> [Short problem]: Output the material exactly, but drop every image it holds.

> [Data segment]:
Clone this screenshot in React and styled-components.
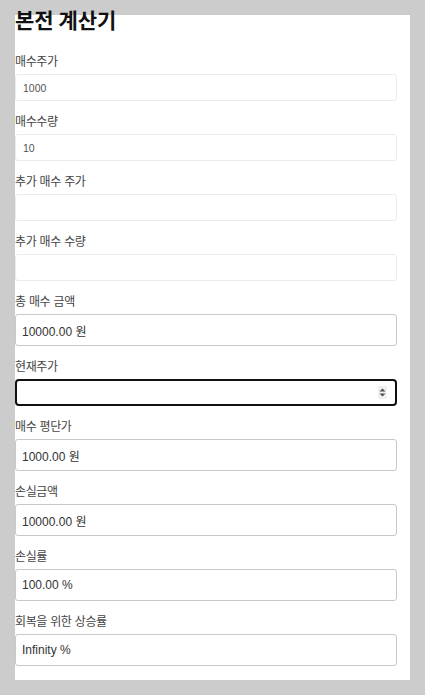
import React, { useState } from "react";
import styled, { createGlobalStyle } from "styled-components";

const Global = createGlobalStyle`
  html, body {
    margin: 0;
    padding: 0;
    background: #cccccc;
  }
  body {
    font-family: "Liberation Sans", "Noto Sans CJK KR", sans-serif;
  }
  * { box-sizing: border-box; }
`;

const Panel = styled.main`
  margin: 15px;
  background: #ffffff;
  padding: 0 13px 14px 0;
  display: flex;
  flex-direction: column;
`;

const Title = styled.h1`
  margin: -6px 0 23px 0;
  font-family: "Noto Sans CJK KR", sans-serif;
  font-size: 21px;
  line-height: 20px;
  font-weight: 700;
  color: #111;
  letter-spacing: 0;
`;

const Field = styled.div`
  display: flex;
  flex-direction: column;
  margin-top: ${(p) => (p.$first ? "0" : "11px")};
`;

const Label = styled.label`
  font-family: "Noto Sans CJK KR", sans-serif;
  font-size: 12px;
  line-height: 18px;
  color: #444;
  margin-bottom: 4px;
  letter-spacing: -0.4px;
  word-spacing: 1px;
`;

const InputWrap = styled.div`
  position: relative;
  display: flex;
`;

const Input = styled.input`
  width: 100%;
  margin: 0;
  font-family: "Liberation Sans", "Noto Sans CJK KR", sans-serif;
  outline: none;
  background: #fff;
  caret-color: #111;
  &::-webkit-inner-spin-button,
  &::-webkit-outer-spin-button {
    -webkit-appearance: none;
    margin: 0;
  }
  ${(p) =>
    p.$kind === "light"
      ? `
    height: 27px;
    border: 1px solid #ebebeb;
    border-radius: 3px;
    padding: 0 7px;
    font-size: 10.5px;
    color: #555;
  `
      : p.$kind === "focus"
      ? `
    height: 27px;
    border: 2px solid #111;
    border-radius: 4px;
    padding: 0 24px 0 6px;
    font-size: 12px;
    color: #222;
  `
      : `
    height: 32px;
    border: 1px solid #c8c8c8;
    border-radius: 3px;
    padding: 0 6px;
    font-size: 12px;
    color: #333;
  `}
`;

const Spinner = styled.span`
  position: absolute;
  right: 10px;
  top: 7px;
  width: 9px;
  height: 13px;
  background: #f1f1f1;
  display: flex;
  align-items: center;
  justify-content: center;
  pointer-events: none;
`;

function SpinIcon() {
  return (
    <svg width="7" height="9" viewBox="0 0 7 9">
      <path d="M3.5 0.5 L6.5 3.5 L0.5 3.5 Z" fill="#505050" />
      <path d="M3.5 8.5 L6.5 5.5 L0.5 5.5 Z" fill="#505050" />
    </svg>
  );
}

export default function App() {
  const [price, setPrice] = useState("1000");
  const [qty, setQty] = useState("10");
  const [addPrice, setAddPrice] = useState("");
  const [addQty, setAddQty] = useState("");
  const [cur, setCur] = useState("");

  const p = parseFloat(price) || 0;
  const q = parseFloat(qty) || 0;
  const ap = parseFloat(addPrice) || 0;
  const aq = parseFloat(addQty) || 0;
  const c = parseFloat(cur) || 0;

  const total = p * q + ap * aq;
  const totalQty = q + aq;
  const avg = totalQty ? total / totalQty : 0;
  const lossAmt = total - c * totalQty;
  const lossRate = avg ? ((avg - c) / avg) * 100 : 0;
  const recover = (avg / c - 1) * 100;
  const recoverText = c === 0 ? "Infinity" : recover.toFixed(2);

  const inputs = [
    { label: "매수주가", value: price, set: setPrice },
    { label: "매수수량", value: qty, set: setQty },
    { label: "추가 매수 주가", value: addPrice, set: setAddPrice },
    { label: "추가 매수 수량", value: addQty, set: setAddQty },
  ];

  return (
    <>
      <Global />
      <Panel>
        <Title>본전 계산기</Title>
        {inputs.map((f, i) => (
          <Field key={f.label} $first={i === 0}>
            <Label>{f.label}</Label>
            <Input
              $kind="light"
              type="text"
              value={f.value}
              onChange={(e) => f.set(e.target.value)}
            />
          </Field>
        ))}
        <Field>
          <Label>총 매수 금액</Label>
          <Input $kind="result" readOnly value={`${total.toFixed(2)} 원`} />
        </Field>
        <Field>
          <Label>현재주가</Label>
          <InputWrap>
            <Input
              $kind="focus"
              type="number"
              autoFocus
              value={cur}
              onChange={(e) => setCur(e.target.value)}
            />
            <Spinner>
              <SpinIcon />
            </Spinner>
          </InputWrap>
        </Field>
        <Field>
          <Label>매수 평단가</Label>
          <Input $kind="result" readOnly value={`${avg.toFixed(2)} 원`} />
        </Field>
        <Field>
          <Label>손실금액</Label>
          <Input $kind="result" readOnly value={`${lossAmt.toFixed(2)} 원`} />
        </Field>
        <Field>
          <Label>손실률</Label>
          <Input $kind="result" readOnly value={`${lossRate.toFixed(2)} %`} />
        </Field>
        <Field>
          <Label>회복을 위한 상승률</Label>
          <Input $kind="result" readOnly value={`${recoverText} %`} />
        </Field>
      </Panel>
    </>
  );
}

> [Written solution]:
Clone this screenshot in React and styled-components.
import React, { useState } from "react";
import styled, { createGlobalStyle } from "styled-components";

const Global = createGlobalStyle`
  html, body {
    margin: 0;
    padding: 0;
    background: #cccccc;
  }
  body {
    font-family: "Liberation Sans", "Noto Sans CJK KR", sans-serif;
  }
  * { box-sizing: border-box; }
`;

const Panel = styled.main`
  margin: 15px;
  background: #ffffff;
  padding: 0 13px 14px 0;
  display: flex;
  flex-direction: column;
`;

const Title = styled.h1`
  margin: -6px 0 23px 0;
  font-family: "Noto Sans CJK KR", sans-serif;
  font-size: 21px;
  line-height: 20px;
  font-weight: 700;
  color: #111;
  letter-spacing: 0;
`;

const Field = styled.div`
  display: flex;
  flex-direction: column;
  margin-top: ${(p) => (p.$first ? "0" : "11px")};
`;

const Label = styled.label`
  font-family: "Noto Sans CJK KR", sans-serif;
  font-size: 12px;
  line-height: 18px;
  color: #444;
  margin-bottom: 4px;
  letter-spacing: -0.4px;
  word-spacing: 1px;
`;

const InputWrap = styled.div`
  position: relative;
  display: flex;
`;

const Input = styled.input`
  width: 100%;
  margin: 0;
  font-family: "Liberation Sans", "Noto Sans CJK KR", sans-serif;
  outline: none;
  background: #fff;
  caret-color: #111;
  &::-webkit-inner-spin-button,
  &::-webkit-outer-spin-button {
    -webkit-appearance: none;
    margin: 0;
  }
  ${(p) =>
    p.$kind === "light"
      ? `
    height: 27px;
    border: 1px solid #ebebeb;
    border-radius: 3px;
    padding: 0 7px;
    font-size: 10.5px;
    color: #555;
  `
      : p.$kind === "focus"
      ? `
    height: 27px;
    border: 2px solid #111;
    border-radius: 4px;
    padding: 0 24px 0 6px;
    font-size: 12px;
    color: #222;
  `
      : `
    height: 32px;
    border: 1px solid #c8c8c8;
    border-radius: 3px;
    padding: 0 6px;
    font-size: 12px;
    color: #333;
  `}
`;

const Spinner = styled.span`
  position: absolute;
  right: 10px;
  top: 7px;
  width: 9px;
  height: 13px;
  background: #f1f1f1;
  display: flex;
  align-items: center;
  justify-content: center;
  pointer-events: none;
`;

function SpinIcon() {
  return (
    <svg width="7" height="9" viewBox="0 0 7 9">
      <path d="M3.5 0.5 L6.5 3.5 L0.5 3.5 Z" fill="#505050" />
      <path d="M3.5 8.5 L6.5 5.5 L0.5 5.5 Z" fill="#505050" />
    </svg>
  );
}

export default function App() {
  const [price, setPrice] = useState("1000");
  const [qty, setQty] = useState("10");
  const [addPrice, setAddPrice] = useState("");
  const [addQty, setAddQty] = useState("");
  const [cur, setCur] = useState("");

  const p = parseFloat(price) || 0;
  const q = parseFloat(qty) || 0;
  const ap = parseFloat(addPrice) || 0;
  const aq = parseFloat(addQty) || 0;
  const c = parseFloat(cur) || 0;

  const total = p * q + ap * aq;
  const totalQty = q + aq;
  const avg = totalQty ? total / totalQty : 0;
  const lossAmt = total - c * totalQty;
  const lossRate = avg ? ((avg - c) / avg) * 100 : 0;
  const recover = (avg / c - 1) * 100;
  const recoverText = c === 0 ? "Infinity" : recover.toFixed(2);

  const inputs = [
    { label: "매수주가", value: price, set: setPrice },
    { label: "매수수량", value: qty, set: setQty },
    { label: "추가 매수 주가", value: addPrice, set: setAddPrice },
    { label: "추가 매수 수량", value: addQty, set: setAddQty },
  ];

  return (
    <>
      <Global />
      <Panel>
        <Title>본전 계산기</Title>
        {inputs.map((f, i) => (
          <Field key={f.label} $first={i === 0}>
            <Label>{f.label}</Label>
            <Input
              $kind="light"
              type="text"
              value={f.value}
              onChange={(e) => f.set(e.target.value)}
            />
          </Field>
        ))}
        <Field>
          <Label>총 매수 금액</Label>
          <Input $kind="result" readOnly value={`${total.toFixed(2)} 원`} />
        </Field>
        <Field>
          <Label>현재주가</Label>
          <InputWrap>
            <Input
              $kind="focus"
              type="number"
              autoFocus
              value={cur}
              onChange={(e) => setCur(e.target.value)}
            />
            <Spinner>
              <SpinIcon />
            </Spinner>
          </InputWrap>
        </Field>
        <Field>
          <Label>매수 평단가</Label>
          <Input $kind="result" readOnly value={`${avg.toFixed(2)} 원`} />
        </Field>
        <Field>
          <Label>손실금액</Label>
          <Input $kind="result" readOnly value={`${lossAmt.toFixed(2)} 원`} />
        </Field>
        <Field>
          <Label>손실률</Label>
          <Input $kind="result" readOnly value={`${lossRate.toFixed(2)} %`} />
        </Field>
        <Field>
          <Label>회복을 위한 상승률</Label>
          <Input $kind="result" readOnly value={`${recoverText} %`} />
        </Field>
      </Panel>
    </>
  );
}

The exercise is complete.